According to Soto Consulting Engineers, advanced analysis is a double-barrelled assurance and safeguard for all parties.
This genuine value proposition, which uses computational analysis in the digital environment to speed up the design process, provides a “virtual guarantee” that what is designed will actually perform as intended when constructed.

This can take a considerable amount of pressure off engineering, procurement and construction management companies (EPCMs), which may be expected to hold liability for any failure of equipment or materials provided by technology and material suppliers.

“Calciners are just one of the process technologies for which Soto has been able to provide a true value proposition… to save our client from wasting much of its capital,” Soto managing director Frank Soto said.

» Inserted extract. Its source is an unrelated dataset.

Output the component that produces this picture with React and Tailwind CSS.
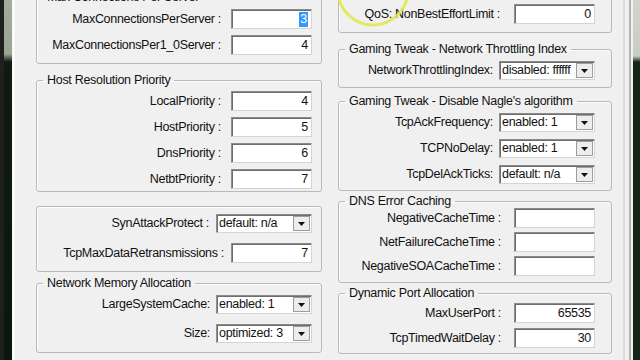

Calcination is a thermal treatment method applied to ores and other solid materials to bring about thermal decomposition, phase transition or the elimination of a volatile fraction. Calciners are machines that use a high temperature furnace and a series of cyclones to process material into finer particle sizes with uniform quality using calcination.

Soto says calciners – particularly the issues that can arise from the thermal ceramics lining the interior of a calciner vessel – can be challenging for EPCMs. {{image2-A:R-w:220}}

“Thermal ceramic providers are expected to give a warranty on their product but because the EPCMs overseeing the project aren’t ceramics experts there is an obvious call for a third party that is knowledgeable to study the design, all its tolerances and limitations, and prove that it can either work or where failures can be anticipated,” he said.

“So advanced analysis is valuable for calciner design in that [in addition to providing] a level of assurance that it will achieve its projected duty cycles etc, it also significantly speeds up the design, planning and construction process.”

In recent years six calciners have been built in Australia, and Soto has verified the performance parameters of three of these.

While the three verified by Soto worked to specification requirements from the start, the others experienced significant delays and ongoing operational issues. They also failed to achieve the plant’s rated capacity within the required time.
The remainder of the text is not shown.